▶ **Task description**: All records below must be retyped exactly.

+++ Records supplied +++

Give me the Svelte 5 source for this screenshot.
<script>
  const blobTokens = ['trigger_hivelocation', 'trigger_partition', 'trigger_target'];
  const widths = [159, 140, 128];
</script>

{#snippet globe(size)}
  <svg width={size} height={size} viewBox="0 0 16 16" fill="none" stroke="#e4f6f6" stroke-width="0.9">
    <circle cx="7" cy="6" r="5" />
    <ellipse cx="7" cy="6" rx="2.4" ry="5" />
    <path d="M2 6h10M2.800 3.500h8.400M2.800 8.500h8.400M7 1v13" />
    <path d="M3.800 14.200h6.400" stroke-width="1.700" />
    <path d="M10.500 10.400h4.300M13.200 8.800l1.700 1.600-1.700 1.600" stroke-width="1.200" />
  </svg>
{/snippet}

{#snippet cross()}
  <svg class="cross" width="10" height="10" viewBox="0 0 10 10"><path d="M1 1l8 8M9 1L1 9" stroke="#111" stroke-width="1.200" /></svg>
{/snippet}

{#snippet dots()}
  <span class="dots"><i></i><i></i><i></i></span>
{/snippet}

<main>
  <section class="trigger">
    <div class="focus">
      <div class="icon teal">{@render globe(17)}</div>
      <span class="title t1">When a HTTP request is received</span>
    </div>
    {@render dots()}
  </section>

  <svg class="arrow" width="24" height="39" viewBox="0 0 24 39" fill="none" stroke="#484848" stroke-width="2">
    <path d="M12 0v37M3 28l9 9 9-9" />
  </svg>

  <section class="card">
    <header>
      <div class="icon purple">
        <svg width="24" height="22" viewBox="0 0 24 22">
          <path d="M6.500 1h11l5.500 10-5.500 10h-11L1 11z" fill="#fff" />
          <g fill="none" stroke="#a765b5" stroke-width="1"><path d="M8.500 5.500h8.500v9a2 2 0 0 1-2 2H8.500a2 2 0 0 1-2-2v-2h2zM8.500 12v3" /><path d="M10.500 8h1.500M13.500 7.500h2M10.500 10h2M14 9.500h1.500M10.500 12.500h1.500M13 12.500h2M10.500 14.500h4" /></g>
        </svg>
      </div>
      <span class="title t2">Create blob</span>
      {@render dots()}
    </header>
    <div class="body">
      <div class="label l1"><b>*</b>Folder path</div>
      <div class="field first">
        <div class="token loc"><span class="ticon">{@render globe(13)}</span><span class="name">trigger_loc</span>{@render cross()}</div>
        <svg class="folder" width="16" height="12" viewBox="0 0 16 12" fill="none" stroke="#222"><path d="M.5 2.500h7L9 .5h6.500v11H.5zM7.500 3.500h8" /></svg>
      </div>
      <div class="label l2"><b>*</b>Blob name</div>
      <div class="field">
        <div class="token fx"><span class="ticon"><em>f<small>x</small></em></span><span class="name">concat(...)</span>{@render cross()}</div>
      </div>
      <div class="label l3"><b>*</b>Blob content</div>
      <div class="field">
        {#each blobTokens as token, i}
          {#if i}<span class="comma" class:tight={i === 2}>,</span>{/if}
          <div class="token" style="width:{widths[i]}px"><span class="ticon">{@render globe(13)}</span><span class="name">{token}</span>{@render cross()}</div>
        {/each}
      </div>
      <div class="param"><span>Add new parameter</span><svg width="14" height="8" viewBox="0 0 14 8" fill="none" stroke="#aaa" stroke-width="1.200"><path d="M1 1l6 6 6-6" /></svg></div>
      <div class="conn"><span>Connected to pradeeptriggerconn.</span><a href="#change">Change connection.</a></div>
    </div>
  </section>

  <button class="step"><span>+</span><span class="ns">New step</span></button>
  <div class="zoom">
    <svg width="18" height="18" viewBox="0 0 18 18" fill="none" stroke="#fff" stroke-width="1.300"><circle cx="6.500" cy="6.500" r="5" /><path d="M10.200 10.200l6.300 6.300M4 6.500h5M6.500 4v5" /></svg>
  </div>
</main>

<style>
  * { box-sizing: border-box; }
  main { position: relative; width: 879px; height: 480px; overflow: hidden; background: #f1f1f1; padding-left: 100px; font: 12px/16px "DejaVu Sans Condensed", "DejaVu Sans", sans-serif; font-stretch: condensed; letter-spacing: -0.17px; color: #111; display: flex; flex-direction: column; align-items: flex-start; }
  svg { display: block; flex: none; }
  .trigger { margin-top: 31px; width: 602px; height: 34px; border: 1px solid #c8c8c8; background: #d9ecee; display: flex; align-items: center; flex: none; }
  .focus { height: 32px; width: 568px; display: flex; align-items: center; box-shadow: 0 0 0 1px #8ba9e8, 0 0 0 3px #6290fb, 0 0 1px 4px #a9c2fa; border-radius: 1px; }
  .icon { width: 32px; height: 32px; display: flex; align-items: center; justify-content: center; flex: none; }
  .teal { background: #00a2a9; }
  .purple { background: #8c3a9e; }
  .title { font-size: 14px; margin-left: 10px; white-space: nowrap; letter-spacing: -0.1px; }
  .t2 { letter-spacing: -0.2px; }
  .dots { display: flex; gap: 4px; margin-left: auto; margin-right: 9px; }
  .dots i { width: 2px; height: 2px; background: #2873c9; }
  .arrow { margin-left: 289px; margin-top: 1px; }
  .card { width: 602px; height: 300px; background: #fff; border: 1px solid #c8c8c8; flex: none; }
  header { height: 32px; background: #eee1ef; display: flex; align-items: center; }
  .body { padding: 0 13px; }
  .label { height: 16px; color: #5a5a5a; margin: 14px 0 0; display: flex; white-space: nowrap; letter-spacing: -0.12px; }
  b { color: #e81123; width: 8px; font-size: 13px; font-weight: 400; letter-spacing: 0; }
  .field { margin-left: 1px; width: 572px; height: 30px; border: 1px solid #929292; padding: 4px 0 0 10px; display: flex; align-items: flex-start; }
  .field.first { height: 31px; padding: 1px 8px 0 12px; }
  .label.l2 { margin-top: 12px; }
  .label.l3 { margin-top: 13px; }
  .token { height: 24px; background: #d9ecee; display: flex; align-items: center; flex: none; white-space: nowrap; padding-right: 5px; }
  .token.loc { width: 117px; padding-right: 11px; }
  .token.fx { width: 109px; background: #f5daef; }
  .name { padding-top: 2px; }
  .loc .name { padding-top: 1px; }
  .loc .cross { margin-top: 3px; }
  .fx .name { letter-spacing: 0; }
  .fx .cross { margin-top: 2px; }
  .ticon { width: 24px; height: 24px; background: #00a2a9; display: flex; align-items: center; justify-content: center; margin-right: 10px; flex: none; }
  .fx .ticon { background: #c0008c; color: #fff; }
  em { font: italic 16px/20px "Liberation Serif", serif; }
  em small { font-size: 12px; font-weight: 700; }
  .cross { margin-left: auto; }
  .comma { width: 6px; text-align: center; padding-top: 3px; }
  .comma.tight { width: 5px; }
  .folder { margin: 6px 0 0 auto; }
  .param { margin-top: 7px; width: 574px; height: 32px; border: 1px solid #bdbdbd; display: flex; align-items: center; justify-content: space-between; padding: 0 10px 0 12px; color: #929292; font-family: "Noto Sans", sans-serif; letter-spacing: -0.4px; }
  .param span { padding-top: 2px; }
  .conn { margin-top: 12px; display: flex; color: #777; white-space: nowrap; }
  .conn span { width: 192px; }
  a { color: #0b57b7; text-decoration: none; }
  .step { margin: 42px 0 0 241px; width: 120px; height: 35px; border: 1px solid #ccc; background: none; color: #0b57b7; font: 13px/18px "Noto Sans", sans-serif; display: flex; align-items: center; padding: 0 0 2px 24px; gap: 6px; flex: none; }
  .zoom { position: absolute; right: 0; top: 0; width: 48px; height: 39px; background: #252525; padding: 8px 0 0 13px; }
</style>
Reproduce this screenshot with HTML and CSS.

+++

▶ **Problem solution**:
Give me the Svelte 5 source for this screenshot.
<script>
  const blobTokens = ['trigger_hivelocation', 'trigger_partition', 'trigger_target'];
  const widths = [159, 140, 128];
</script>

{#snippet globe(size)}
  <svg width={size} height={size} viewBox="0 0 16 16" fill="none" stroke="#e4f6f6" stroke-width="0.9">
    <circle cx="7" cy="6" r="5" />
    <ellipse cx="7" cy="6" rx="2.4" ry="5" />
    <path d="M2 6h10M2.800 3.500h8.400M2.800 8.500h8.400M7 1v13" />
    <path d="M3.800 14.200h6.400" stroke-width="1.700" />
    <path d="M10.500 10.400h4.300M13.200 8.800l1.700 1.600-1.700 1.600" stroke-width="1.200" />
  </svg>
{/snippet}

{#snippet cross()}
  <svg class="cross" width="10" height="10" viewBox="0 0 10 10"><path d="M1 1l8 8M9 1L1 9" stroke="#111" stroke-width="1.200" /></svg>
{/snippet}

{#snippet dots()}
  <span class="dots"><i></i><i></i><i></i></span>
{/snippet}

<main>
  <section class="trigger">
    <div class="focus">
      <div class="icon teal">{@render globe(17)}</div>
      <span class="title t1">When a HTTP request is received</span>
    </div>
    {@render dots()}
  </section>

  <svg class="arrow" width="24" height="39" viewBox="0 0 24 39" fill="none" stroke="#484848" stroke-width="2">
    <path d="M12 0v37M3 28l9 9 9-9" />
  </svg>

  <section class="card">
    <header>
      <div class="icon purple">
        <svg width="24" height="22" viewBox="0 0 24 22">
          <path d="M6.500 1h11l5.500 10-5.500 10h-11L1 11z" fill="#fff" />
          <g fill="none" stroke="#a765b5" stroke-width="1"><path d="M8.500 5.500h8.500v9a2 2 0 0 1-2 2H8.500a2 2 0 0 1-2-2v-2h2zM8.500 12v3" /><path d="M10.500 8h1.500M13.500 7.500h2M10.500 10h2M14 9.500h1.500M10.500 12.500h1.500M13 12.500h2M10.500 14.500h4" /></g>
        </svg>
      </div>
      <span class="title t2">Create blob</span>
      {@render dots()}
    </header>
    <div class="body">
      <div class="label l1"><b>*</b>Folder path</div>
      <div class="field first">
        <div class="token loc"><span class="ticon">{@render globe(13)}</span><span class="name">trigger_loc</span>{@render cross()}</div>
        <svg class="folder" width="16" height="12" viewBox="0 0 16 12" fill="none" stroke="#222"><path d="M.5 2.500h7L9 .5h6.500v11H.5zM7.500 3.500h8" /></svg>
      </div>
      <div class="label l2"><b>*</b>Blob name</div>
      <div class="field">
        <div class="token fx"><span class="ticon"><em>f<small>x</small></em></span><span class="name">concat(...)</span>{@render cross()}</div>
      </div>
      <div class="label l3"><b>*</b>Blob content</div>
      <div class="field">
        {#each blobTokens as token, i}
          {#if i}<span class="comma" class:tight={i === 2}>,</span>{/if}
          <div class="token" style="width:{widths[i]}px"><span class="ticon">{@render globe(13)}</span><span class="name">{token}</span>{@render cross()}</div>
        {/each}
      </div>
      <div class="param"><span>Add new parameter</span><svg width="14" height="8" viewBox="0 0 14 8" fill="none" stroke="#aaa" stroke-width="1.200"><path d="M1 1l6 6 6-6" /></svg></div>
      <div class="conn"><span>Connected to pradeeptriggerconn.</span><a href="#change">Change connection.</a></div>
    </div>
  </section>

  <button class="step"><span>+</span><span class="ns">New step</span></button>
  <div class="zoom">
    <svg width="18" height="18" viewBox="0 0 18 18" fill="none" stroke="#fff" stroke-width="1.300"><circle cx="6.500" cy="6.500" r="5" /><path d="M10.200 10.200l6.300 6.300M4 6.500h5M6.500 4v5" /></svg>
  </div>
</main>

<style>
  * { box-sizing: border-box; }
  main { position: relative; width: 879px; height: 480px; overflow: hidden; background: #f1f1f1; padding-left: 100px; font: 12px/16px "DejaVu Sans Condensed", "DejaVu Sans", sans-serif; font-stretch: condensed; letter-spacing: -0.17px; color: #111; display: flex; flex-direction: column; align-items: flex-start; }
  svg { display: block; flex: none; }
  .trigger { margin-top: 31px; width: 602px; height: 34px; border: 1px solid #c8c8c8; background: #d9ecee; display: flex; align-items: center; flex: none; }
  .focus { height: 32px; width: 568px; display: flex; align-items: center; box-shadow: 0 0 0 1px #8ba9e8, 0 0 0 3px #6290fb, 0 0 1px 4px #a9c2fa; border-radius: 1px; }
  .icon { width: 32px; height: 32px; display: flex; align-items: center; justify-content: center; flex: none; }
  .teal { background: #00a2a9; }
  .purple { background: #8c3a9e; }
  .title { font-size: 14px; margin-left: 10px; white-space: nowrap; letter-spacing: -0.1px; }
  .t2 { letter-spacing: -0.2px; }
  .dots { display: flex; gap: 4px; margin-left: auto; margin-right: 9px; }
  .dots i { width: 2px; height: 2px; background: #2873c9; }
  .arrow { margin-left: 289px; margin-top: 1px; }
  .card { width: 602px; height: 300px; background: #fff; border: 1px solid #c8c8c8; flex: none; }
  header { height: 32px; background: #eee1ef; display: flex; align-items: center; }
  .body { padding: 0 13px; }
  .label { height: 16px; color: #5a5a5a; margin: 14px 0 0; display: flex; white-space: nowrap; letter-spacing: -0.12px; }
  b { color: #e81123; width: 8px; font-size: 13px; font-weight: 400; letter-spacing: 0; }
  .field { margin-left: 1px; width: 572px; height: 30px; border: 1px solid #929292; padding: 4px 0 0 10px; display: flex; align-items: flex-start; }
  .field.first { height: 31px; padding: 1px 8px 0 12px; }
  .label.l2 { margin-top: 12px; }
  .label.l3 { margin-top: 13px; }
  .token { height: 24px; background: #d9ecee; display: flex; align-items: center; flex: none; white-space: nowrap; padding-right: 5px; }
  .token.loc { width: 117px; padding-right: 11px; }
  .token.fx { width: 109px; background: #f5daef; }
  .name { padding-top: 2px; }
  .loc .name { padding-top: 1px; }
  .loc .cross { margin-top: 3px; }
  .fx .name { letter-spacing: 0; }
  .fx .cross { margin-top: 2px; }
  .ticon { width: 24px; height: 24px; background: #00a2a9; display: flex; align-items: center; justify-content: center; margin-right: 10px; flex: none; }
  .fx .ticon { background: #c0008c; color: #fff; }
  em { font: italic 16px/20px "Liberation Serif", serif; }
  em small { font-size: 12px; font-weight: 700; }
  .cross { margin-left: auto; }
  .comma { width: 6px; text-align: center; padding-top: 3px; }
  .comma.tight { width: 5px; }
  .folder { margin: 6px 0 0 auto; }
  .param { margin-top: 7px; width: 574px; height: 32px; border: 1px solid #bdbdbd; display: flex; align-items: center; justify-content: space-between; padding: 0 10px 0 12px; color: #929292; font-family: "Noto Sans", sans-serif; letter-spacing: -0.4px; }
  .param span { padding-top: 2px; }
  .conn { margin-top: 12px; display: flex; color: #777; white-space: nowrap; }
  .conn span { width: 192px; }
  a { color: #0b57b7; text-decoration: none; }
  .step { margin: 42px 0 0 241px; width: 120px; height: 35px; border: 1px solid #ccc; background: none; color: #0b57b7; font: 13px/18px "Noto Sans", sans-serif; display: flex; align-items: center; padding: 0 0 2px 24px; gap: 6px; flex: none; }
  .zoom { position: absolute; right: 0; top: 0; width: 48px; height: 39px; background: #252525; padding: 8px 0 0 13px; }
</style>
Reproduce this screenshot with HTML and CSS.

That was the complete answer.